• _WRITTEN INSTRUCTION_: Look for the string "React" and copy every line that has it.

►

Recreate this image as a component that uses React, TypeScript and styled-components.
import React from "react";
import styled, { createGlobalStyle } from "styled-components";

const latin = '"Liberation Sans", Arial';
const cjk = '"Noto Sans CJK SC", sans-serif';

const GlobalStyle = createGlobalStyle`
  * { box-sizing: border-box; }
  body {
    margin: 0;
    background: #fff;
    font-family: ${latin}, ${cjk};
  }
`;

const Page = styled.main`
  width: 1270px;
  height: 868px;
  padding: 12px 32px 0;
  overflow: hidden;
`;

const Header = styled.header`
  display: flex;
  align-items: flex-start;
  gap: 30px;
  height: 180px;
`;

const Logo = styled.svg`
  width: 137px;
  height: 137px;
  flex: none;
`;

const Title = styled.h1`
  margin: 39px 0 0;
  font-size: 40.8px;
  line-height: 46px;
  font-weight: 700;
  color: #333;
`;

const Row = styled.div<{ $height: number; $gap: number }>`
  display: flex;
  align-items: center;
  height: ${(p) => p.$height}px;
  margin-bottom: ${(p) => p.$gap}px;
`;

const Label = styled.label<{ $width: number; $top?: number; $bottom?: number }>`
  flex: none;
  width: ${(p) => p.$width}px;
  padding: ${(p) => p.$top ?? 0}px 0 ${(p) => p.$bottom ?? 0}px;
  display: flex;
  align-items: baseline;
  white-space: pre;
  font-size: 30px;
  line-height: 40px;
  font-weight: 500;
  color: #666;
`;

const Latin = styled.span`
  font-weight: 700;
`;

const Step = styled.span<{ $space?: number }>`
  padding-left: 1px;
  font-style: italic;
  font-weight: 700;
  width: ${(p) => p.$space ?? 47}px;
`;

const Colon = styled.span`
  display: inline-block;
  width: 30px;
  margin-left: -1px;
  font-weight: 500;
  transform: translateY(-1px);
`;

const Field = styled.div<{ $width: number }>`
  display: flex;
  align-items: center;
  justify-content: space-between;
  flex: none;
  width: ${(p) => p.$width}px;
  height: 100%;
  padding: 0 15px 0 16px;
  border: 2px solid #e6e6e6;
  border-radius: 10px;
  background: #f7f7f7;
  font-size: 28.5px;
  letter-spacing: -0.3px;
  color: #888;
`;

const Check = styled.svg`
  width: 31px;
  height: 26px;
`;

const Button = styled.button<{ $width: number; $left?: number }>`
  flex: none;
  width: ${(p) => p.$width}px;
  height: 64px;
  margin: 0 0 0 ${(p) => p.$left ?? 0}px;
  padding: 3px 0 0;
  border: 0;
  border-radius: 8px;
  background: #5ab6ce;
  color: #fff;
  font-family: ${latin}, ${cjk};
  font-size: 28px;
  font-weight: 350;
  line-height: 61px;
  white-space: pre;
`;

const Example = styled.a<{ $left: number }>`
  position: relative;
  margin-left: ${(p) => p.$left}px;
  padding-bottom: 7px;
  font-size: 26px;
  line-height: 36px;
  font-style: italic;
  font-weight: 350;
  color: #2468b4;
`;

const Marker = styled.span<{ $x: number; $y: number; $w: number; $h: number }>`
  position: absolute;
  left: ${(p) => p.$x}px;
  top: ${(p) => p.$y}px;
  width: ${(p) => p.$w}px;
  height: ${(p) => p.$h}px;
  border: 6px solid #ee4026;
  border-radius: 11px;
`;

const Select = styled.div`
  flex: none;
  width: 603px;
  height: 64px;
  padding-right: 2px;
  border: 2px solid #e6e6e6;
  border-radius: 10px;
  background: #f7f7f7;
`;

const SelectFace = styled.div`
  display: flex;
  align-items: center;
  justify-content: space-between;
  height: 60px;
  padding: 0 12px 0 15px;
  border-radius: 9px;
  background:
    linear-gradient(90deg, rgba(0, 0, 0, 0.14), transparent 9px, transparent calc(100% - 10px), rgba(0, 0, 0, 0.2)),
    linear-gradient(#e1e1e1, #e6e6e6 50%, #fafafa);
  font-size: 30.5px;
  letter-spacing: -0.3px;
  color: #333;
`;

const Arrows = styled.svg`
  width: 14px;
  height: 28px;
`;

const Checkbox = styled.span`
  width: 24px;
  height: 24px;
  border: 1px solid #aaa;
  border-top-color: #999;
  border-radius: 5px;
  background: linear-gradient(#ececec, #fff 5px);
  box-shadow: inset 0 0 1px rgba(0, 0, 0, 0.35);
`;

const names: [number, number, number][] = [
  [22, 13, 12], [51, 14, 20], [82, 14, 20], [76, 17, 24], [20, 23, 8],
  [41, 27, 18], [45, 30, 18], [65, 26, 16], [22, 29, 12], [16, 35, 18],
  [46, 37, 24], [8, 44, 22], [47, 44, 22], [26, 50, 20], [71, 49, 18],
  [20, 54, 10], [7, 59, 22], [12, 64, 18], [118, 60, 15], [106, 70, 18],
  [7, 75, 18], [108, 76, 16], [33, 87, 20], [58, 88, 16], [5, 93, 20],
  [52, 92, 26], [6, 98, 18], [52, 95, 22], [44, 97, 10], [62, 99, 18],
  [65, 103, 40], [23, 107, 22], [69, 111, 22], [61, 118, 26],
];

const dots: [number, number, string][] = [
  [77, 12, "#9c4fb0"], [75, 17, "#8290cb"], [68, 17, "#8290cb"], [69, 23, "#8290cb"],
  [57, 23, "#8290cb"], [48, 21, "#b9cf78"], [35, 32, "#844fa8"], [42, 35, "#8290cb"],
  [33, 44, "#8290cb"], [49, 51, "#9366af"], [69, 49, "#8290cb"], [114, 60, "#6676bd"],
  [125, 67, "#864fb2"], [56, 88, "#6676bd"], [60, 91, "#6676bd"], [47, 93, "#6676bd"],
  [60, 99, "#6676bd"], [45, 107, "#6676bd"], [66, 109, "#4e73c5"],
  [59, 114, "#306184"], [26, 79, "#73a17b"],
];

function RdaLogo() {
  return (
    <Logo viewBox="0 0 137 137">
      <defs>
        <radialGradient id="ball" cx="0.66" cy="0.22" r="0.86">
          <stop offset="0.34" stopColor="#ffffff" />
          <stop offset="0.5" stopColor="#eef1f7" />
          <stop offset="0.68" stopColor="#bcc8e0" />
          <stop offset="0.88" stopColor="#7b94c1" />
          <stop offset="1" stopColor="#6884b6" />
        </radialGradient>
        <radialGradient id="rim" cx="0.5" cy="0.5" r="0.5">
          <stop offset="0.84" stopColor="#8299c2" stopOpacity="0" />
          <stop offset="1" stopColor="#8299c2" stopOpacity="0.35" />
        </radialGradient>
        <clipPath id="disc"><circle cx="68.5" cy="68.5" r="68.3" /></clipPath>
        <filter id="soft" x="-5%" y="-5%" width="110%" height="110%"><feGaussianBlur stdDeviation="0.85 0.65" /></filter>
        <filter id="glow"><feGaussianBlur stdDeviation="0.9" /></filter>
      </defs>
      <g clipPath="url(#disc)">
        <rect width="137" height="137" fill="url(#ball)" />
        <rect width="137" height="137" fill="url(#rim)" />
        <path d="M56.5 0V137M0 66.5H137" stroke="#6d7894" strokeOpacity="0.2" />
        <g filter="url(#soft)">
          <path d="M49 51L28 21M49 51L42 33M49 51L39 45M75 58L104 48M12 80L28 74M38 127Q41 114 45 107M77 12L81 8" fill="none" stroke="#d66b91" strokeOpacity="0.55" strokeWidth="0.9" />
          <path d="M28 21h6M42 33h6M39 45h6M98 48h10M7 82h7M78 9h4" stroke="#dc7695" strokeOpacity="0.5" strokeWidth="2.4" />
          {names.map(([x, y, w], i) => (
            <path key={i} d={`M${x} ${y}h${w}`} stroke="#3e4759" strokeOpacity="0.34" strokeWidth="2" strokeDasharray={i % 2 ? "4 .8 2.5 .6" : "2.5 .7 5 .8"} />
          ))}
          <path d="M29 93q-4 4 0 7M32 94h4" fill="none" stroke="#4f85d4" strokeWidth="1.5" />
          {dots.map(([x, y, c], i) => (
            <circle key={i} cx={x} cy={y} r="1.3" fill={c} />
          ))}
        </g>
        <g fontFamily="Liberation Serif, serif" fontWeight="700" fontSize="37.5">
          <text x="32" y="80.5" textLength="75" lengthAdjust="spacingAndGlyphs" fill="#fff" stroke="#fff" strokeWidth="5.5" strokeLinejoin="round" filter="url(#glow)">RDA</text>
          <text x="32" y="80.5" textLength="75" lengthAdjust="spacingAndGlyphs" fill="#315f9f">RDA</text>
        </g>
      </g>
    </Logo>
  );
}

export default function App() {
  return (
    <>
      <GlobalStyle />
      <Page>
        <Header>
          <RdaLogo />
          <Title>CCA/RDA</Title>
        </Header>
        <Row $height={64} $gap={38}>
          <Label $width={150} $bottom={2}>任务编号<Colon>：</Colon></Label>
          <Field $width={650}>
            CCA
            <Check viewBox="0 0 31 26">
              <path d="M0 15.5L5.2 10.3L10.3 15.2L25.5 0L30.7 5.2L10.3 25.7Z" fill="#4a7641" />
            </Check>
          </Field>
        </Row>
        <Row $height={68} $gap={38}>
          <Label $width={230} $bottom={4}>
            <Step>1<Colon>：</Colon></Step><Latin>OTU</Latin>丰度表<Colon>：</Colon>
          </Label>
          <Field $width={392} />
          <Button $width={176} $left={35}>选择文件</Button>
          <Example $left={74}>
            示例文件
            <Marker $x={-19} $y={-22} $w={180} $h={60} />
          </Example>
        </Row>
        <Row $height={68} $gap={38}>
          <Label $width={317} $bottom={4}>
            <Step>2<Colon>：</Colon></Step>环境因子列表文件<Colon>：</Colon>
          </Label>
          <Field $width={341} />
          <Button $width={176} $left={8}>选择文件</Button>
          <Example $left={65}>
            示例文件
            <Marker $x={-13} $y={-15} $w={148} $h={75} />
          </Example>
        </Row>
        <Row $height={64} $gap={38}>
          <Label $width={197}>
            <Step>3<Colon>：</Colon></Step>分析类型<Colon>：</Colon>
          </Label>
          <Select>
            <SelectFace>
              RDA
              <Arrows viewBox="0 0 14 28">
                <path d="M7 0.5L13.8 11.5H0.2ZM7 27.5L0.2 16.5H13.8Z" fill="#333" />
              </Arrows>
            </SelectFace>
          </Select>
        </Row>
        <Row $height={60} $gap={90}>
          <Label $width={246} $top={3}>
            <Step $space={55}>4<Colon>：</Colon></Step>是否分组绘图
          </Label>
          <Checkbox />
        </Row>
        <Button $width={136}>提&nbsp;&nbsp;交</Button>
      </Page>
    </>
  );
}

◄

• _SOLVED EXERCISE_:
Recreate this image as a component that uses React, TypeScript and styled-components.
import React from "react";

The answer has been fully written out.